We study the effects of trigonal warping on the optical properties of gated lateral bilayer graphene (BLG)[1-5] quantum dots (QDs) where both electrons and holes are confined by applied voltages. Building upon previous work [1,2], we employ an atomistic tight-binding model to compute the single-particle QD states and analyze how trigonal warping influences the wavefunctions and energy spectrum as a function of the applied vertical electric field and quantum dot confining potential. We obtain the dipole matrix elements and analyze the impact of trigonal warping and electric field on the oscillator strengths. Furthermore, we incorporate the electron-electron interactions by computing the microscopic Coulomb matrix elements, self-energies, and electron-hole direct attraction and exchange repulsion and solve the Bethe-Salpeter equation to obtain the excitonic absorption spectrum[1,3-5]. Our results reveal an increase in the amplitude of absorption peaks for the low energy exciton states as compared to the case where trigonal warping is neglected, similar to that found in biased BLG encapsulated in hexagonal boron nitride [3-5]. Finally, we compute the absorption spectrum as a function of vertical electric field and lateral quantum dot potential that further amplifies the effects of trigonal warping on the optical properties. This has the potential to tune both bright and dark peaks in the excitonic absorption spectrum, yielding a variety of applications in quantum information [3], storage, detection [1], and voltage-tunable emission properties in the THz photon energy range [4].

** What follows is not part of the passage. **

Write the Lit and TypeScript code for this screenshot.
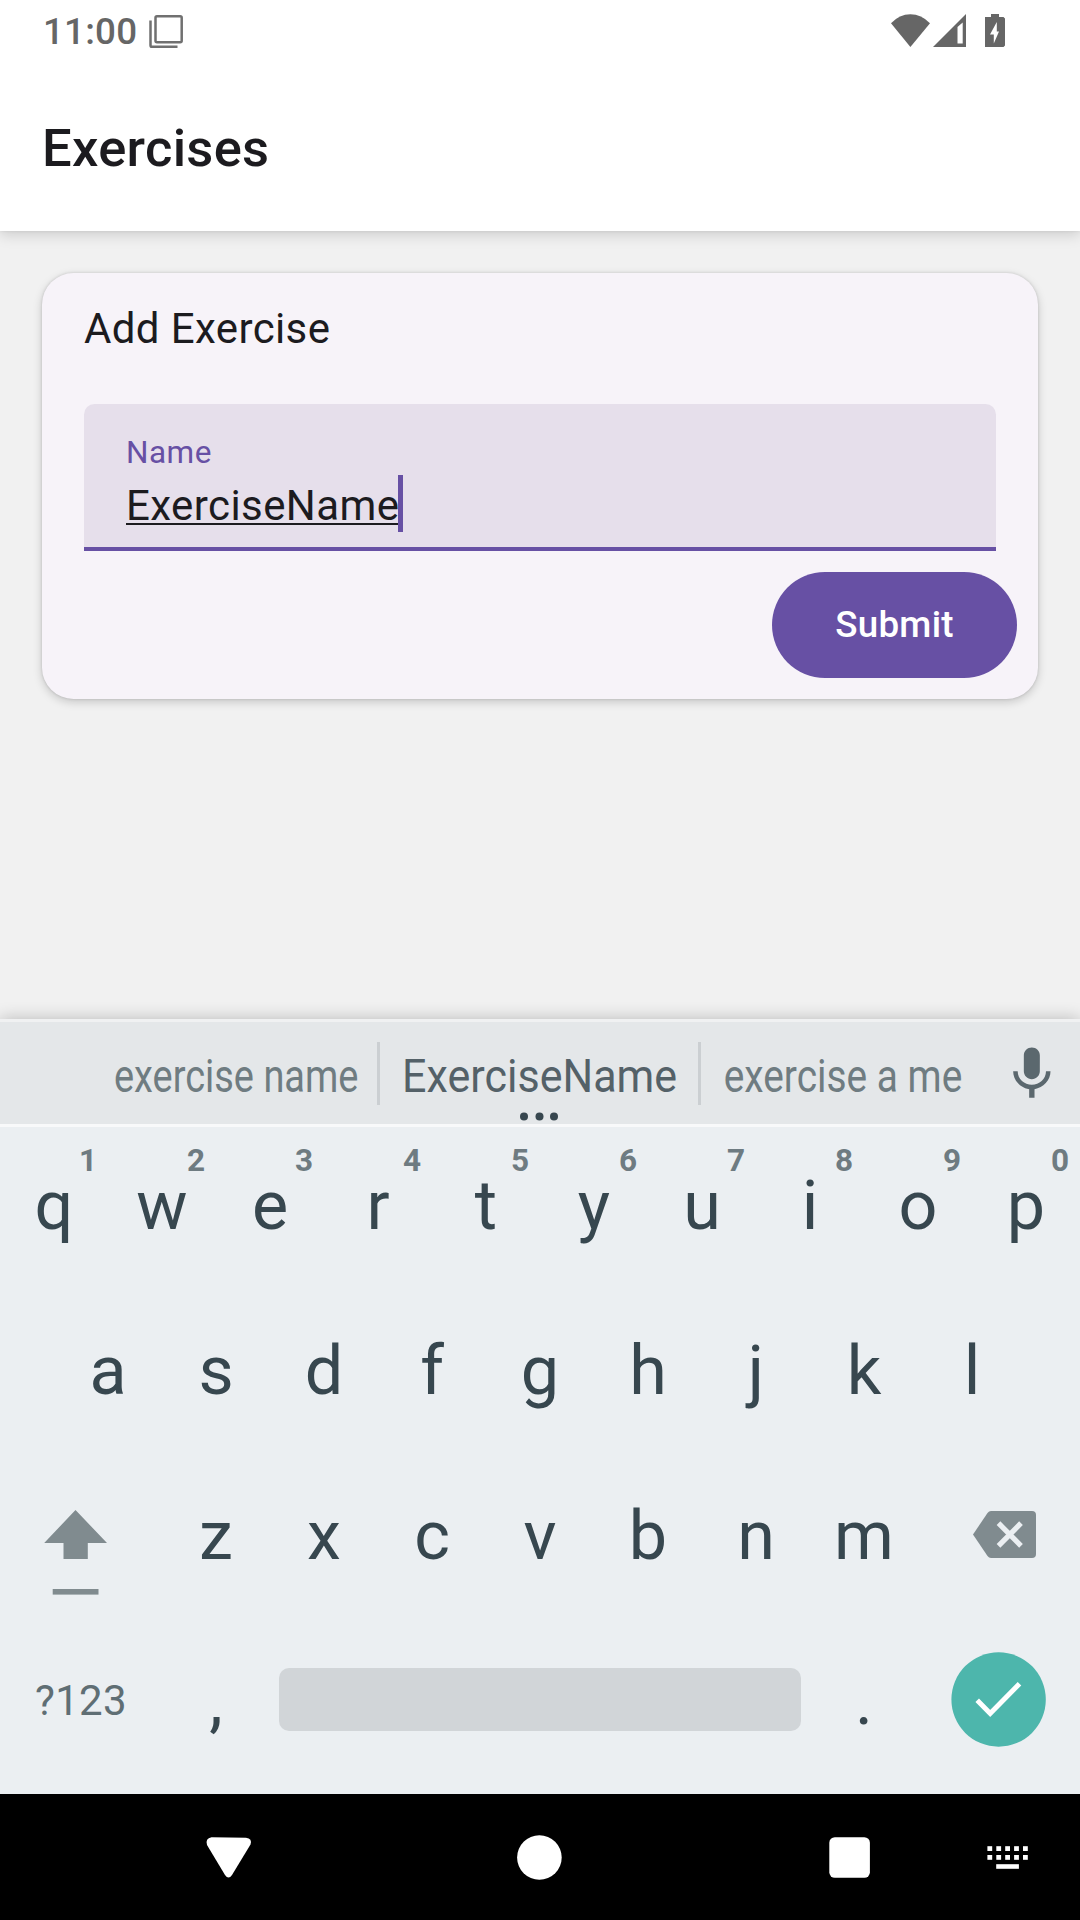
import { LitElement, html, svg, css } from "lit";
import { customElement, property } from "lit/decorators.js";

@customElement("status-bar")
class StatusBar extends LitElement {
  static styles = css`
    :host { display: flex; align-items: center; height: 63px; padding: 0 75px 0 43px; box-sizing: border-box; color: #666; }
    .time { font: 500 36.75px/63px Roboto, sans-serif; letter-spacing: 0.2px; margin-right: 11px; width: 95px; white-space: nowrap; }
    .spacer { flex: 1; }
    svg { display: block; }
    .wifi { margin-right: 3px; }
    .signal { margin-right: 19px; }
  `;
  render() {
    return html`
      <span class="time">11:00</span>
      <svg width="34" height="63" viewBox="149 0 34 63" fill="none" stroke="#707070" stroke-width="2.5">
        <rect x="155.5" y="16.2" width="26.2" height="26" rx="1.5"></rect>
        <path d="M150.5 20.5V45.2Q150.5 46.8 152 46.8H177.5"></path>
      </svg>
      <span class="spacer"></span>
      <svg class="wifi" width="39" height="63" viewBox="891 0 39 63">
        <path d="M910.4 47L891 23.2Q899.5 14.2 910.4 14.2T930 23.2Z" fill="#666"></path>
      </svg>
      <svg class="signal" width="33" height="63" viewBox="933 0 33 63">
        <path fill-rule="evenodd" d="M933 47L966 14V47ZM957.5 27V43.5H962.7V22.5Z" fill="#666"></path>
      </svg>
      <svg width="20" height="63" viewBox="985 0 20 63">
        <path fill-rule="evenodd" d="M991 14H999V17H1003.5L1005 18.5V45.5L1003.5 47H985V17H991ZM996.8 22L990 34.5H993.8V43.5L999 31.5H996.8Z" fill="#666"></path>
      </svg>
    `;
  }
}

@customElement("exercise-card")
class ExerciseCard extends LitElement {
  static styles = css`
    :host {
      display: flex; flex-direction: column; height: 426px; box-sizing: border-box; padding: 24px 0 21px;
      border-radius: 31.5px; background: #f7f3f9; color: #1c1b1f;
      box-shadow: 0 3px 10px rgba(0, 0, 0, 0.18), 0 0 3px rgba(0, 0, 0, 0.14);
      font-family: Roboto, sans-serif;
    }
    .title { font-size: 42px; line-height: 63px; letter-spacing: 0.38px; margin: 0 42px 44px; font-weight: 400; }
    .field {
      height: 147px; box-sizing: border-box; margin: 0 42px; padding: 27px 42px 0; background: #e6dfeb;
      border-bottom: 4px solid #6750a4; border-radius: 10.5px 10.5px 0 0;
    }
    .label { font-size: 31.5px; line-height: 44px; letter-spacing: 0.5px; color: #6750a4; }
    .entry { display: flex; align-items: flex-start; }
    .value { font-size: 42px; line-height: 61px; letter-spacing: 0.41px; height: 48px; border-bottom: 2px solid #1c1b1f; margin-right: -1px; }
    .caret { width: 5px; height: 57px; background: #6750a4; }
    .submit {
      align-self: flex-end; margin: 21px 21px 0 0; width: 245px; height: 106px; border: 0; padding: 0; border-radius: 53px;
      background: #6750a4; color: #fff; font: 500 36.75px/106px Roboto, sans-serif; letter-spacing: 0.26px;
    }
  `;
  render() {
    return html`
      <h2 class="title">Add Exercise</h2>
      <div class="field">
        <div class="label">Name</div>
        <div class="entry"><span class="value">ExerciseName</span><span class="caret"></span></div>
      </div>
      <button class="submit">Submit</button>
    `;
  }
}

@customElement("suggestion-strip")
class SuggestionStrip extends LitElement {
  static styles = css`
    :host {
      display: grid; grid-template-columns: 94px 283px 3px 318px 3px 284px 95px; height: 108px; box-sizing: border-box;
      border-top: 3px solid #f0f1f2; border-bottom: 3px solid #f8f9fa; background: #e4e7e9;
    }
    .line { background: #cbcfd2; height: 63px; margin-top: 20px; }
    svg { display: block; width: 100%; height: 102px; overflow: visible; }
    text { font: 46.5px Roboto, sans-serif; text-anchor: middle; }
    .side { fill: #6f7c81; }
    .main { fill: #546168; }
    .dots { fill: #37474f; }
  `;
  word(label: string, cell: number, center: number, width: number, kind: string, more = false) {
    return html`<svg viewBox="0 0 ${cell} 102">
      ${svg`<text class=${kind} x=${center} y="69.7" textLength=${width} lengthAdjust="spacingAndGlyphs">${label}</text>`}
      ${more ? [-15.5, 0, 14.5].map((d) => svg`<circle class="dots" cx=${159.5 + d} cy="94.5" r="4"></circle>`) : null}
    </svg>`;
  }
  render() {
    return html`
      <span></span>
      ${this.word("exercise name", 283, 142.2, 244.5, "side")}
      <span class="line"></span>
      ${this.word("ExerciseName", 318, 159.6, 275, "main", true)}
      <span class="line"></span>
      ${this.word("exercise a me", 284, 142, 238.5, "side")}
      <svg viewBox="985 1022 95 102">
        <g transform="translate(999.8 1042.2) scale(2.67 2.65)" fill="#5b686e">
          <path d="M12 14c1.66 0 2.99-1.34 2.99-3L15 5c0-1.66-1.34-3-3-3S9 3.34 9 5v6c0 1.66 1.34 3 3 3zm5.3-3c0 3-2.54 5.1-5.3 5.1S6.7 14 6.7 11H5c0 3.41 2.72 6.23 6 6.72V21h2v-3.28c3.28-.48 6-3.3 6-6.72h-1.7z"></path>
        </g>
      </svg>
    `;
  }
}

@customElement("key-cap")
class KeyCap extends LitElement {
  @property() label = "";
  @property() hint = "";
  static styles = css`
    :host { display: block; position: relative; width: 108px; height: 159px; text-align: center; color: #37474f; font-family: Roboto, sans-serif; }
    .label { display: block; font-size: 68.25px; line-height: 159px; }
    .hint { position: absolute; top: 15px; left: 68px; width: 40px; font-size: 31.5px; line-height: 38px; font-weight: 700; color: #6e7b81; }
  `;
  render() {
    return html`<span class="label">${this.label}</span>${this.hint ? html`<span class="hint">${this.hint}</span>` : null}`;
  }
}

@customElement("soft-keyboard")
class SoftKeyboard extends LitElement {
  static styles = css`
    :host { display: block; height: 667px; background: #ebeff2; }
    .row { display: flex; height: 165px; justify-content: center; }
    .icon { display: block; width: 162px; height: 157px; flex: none; }
    .symbols { width: 162px; text-align: center; font: 42px/157px Roboto, sans-serif; letter-spacing: 0.3px; color: #5f6e74; }
    .space { width: 522px; height: 63px; margin: 46px 9px 0; border-radius: 10px; background: #d1d5d8; }
  `;
  keys(letters: string, hints = "") {
    return [...letters].map((c, i) => html`<key-cap label=${c} hint=${hints[i] ?? ""}></key-cap>`);
  }
  render() {
    return html`
      <div class="row">${this.keys("qwertyuiop", "1234567890")}</div>
      <div class="row">${this.keys("asdfghjkl")}</div>
      <div class="row">
        <svg class="icon" viewBox="0 1457 162 157" fill="#808b8f">
          <path d="M75.5 1510L107 1543H87.8V1559H63.5V1543H44.2Z"></path>
          <rect x="52.7" y="1589" width="45.8" height="5.6"></rect>
        </svg>
        ${this.keys("zxcvbnm")}
        <svg class="icon" viewBox="918 1457 162 157">
          <path d="M991 1511H1032Q1036 1511 1036 1515V1554Q1036 1558 1032 1558H991Q989 1558 987.5 1556L973 1534.5L987.5 1513Q989 1511 991 1511Z" fill="#808b8f"></path>
          <path d="M998.5 1523.2L1021 1545.8M1021 1523.2L998.5 1545.8" stroke="#ebeff2" stroke-width="5.2"></path>
        </svg>
      </div>
      <div class="row">
        <span class="symbols">?123</span>
        ${this.keys(",")}
        <div class="space"></div>
        ${this.keys(".")}
        <svg class="icon" viewBox="918 1622 162 157">
          <circle cx="998.6" cy="1699.5" r="47.2" fill="#4db6ac"></circle>
          <path d="M977.2 1700.3L990.2 1713.5L1019.5 1683.7" fill="none" stroke="#fff" stroke-width="5"></path>
        </svg>
      </div>
    `;
  }
}

@customElement("nav-bar")
class NavBar extends LitElement {
  static styles = css`
    :host { display: block; height: 126px; background: #000; }
    svg { display: block; }
  `;
  render() {
    return html`<svg width="1080" height="126" viewBox="0 1794 1080 126" fill="#fff">
      <path d="M211.5 1837.2L246 1837.7Q252.5 1838.5 250.5 1844.5L232 1875Q228.5 1880 225 1875L207 1845Q205 1838.5 211.5 1837.2Z"></path>
      <circle cx="539.4" cy="1857.5" r="22.3"></circle>
      <rect x="829.3" y="1837.2" width="40.6" height="40.6" rx="5.5"></rect>
      ${[1846.2, 1855].map((y) => [0, 1, 2, 3, 4].map((i) => svg`<rect x=${987.4 + i * 8.9} y=${y} width="4.8" height="4.8"></rect>`))}
      <rect x="996.2" y="1864.2" width="22.7" height="4.6"></rect>
    </svg>`;
  }
}

@customElement("app-root")
class AppRoot extends LitElement {
  static styles = css`
    :host { display: flex; flex-direction: column; width: 1080px; height: 1920px; background: #f1f1f1; overflow: hidden; font-family: Roboto, sans-serif; }
    .header { height: 231px; background: #fff; box-shadow: 0 3px 14px rgba(0, 0, 0, 0.17), 0 0 3px rgba(0, 0, 0, 0.08); flex: none; }
    .heading { margin: 0; padding: 3px 42px 0; font-size: 52.5px; line-height: 165px; letter-spacing: 0.3px; font-weight: 500; color: #1c1b1f; }
    .content { flex: 1; padding: 42px; }
    .ime { flex: none; box-shadow: 0 0 16px rgba(0, 0, 0, 0.24); }
  `;
  render() {
    return html`
      <div class="header">
        <status-bar></status-bar>
        <h1 class="heading">Exercises</h1>
      </div>
      <div class="content"><exercise-card></exercise-card></div>
      <div class="ime">
        <suggestion-strip></suggestion-strip>
        <soft-keyboard></soft-keyboard>
      </div>
      <nav-bar></nav-bar>
    `;
  }
}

* This research was supported by NSERC Discovery Grant No. RGPIN 2019-05714, the QSP-078 project of the Quantum Sensors Program at the National Research Council of Canada, University of Ottawa Research Chair in Quantum Theory of Materials, Nanostructures, and Devices., and Digital Research Alliance Canada with computing resources.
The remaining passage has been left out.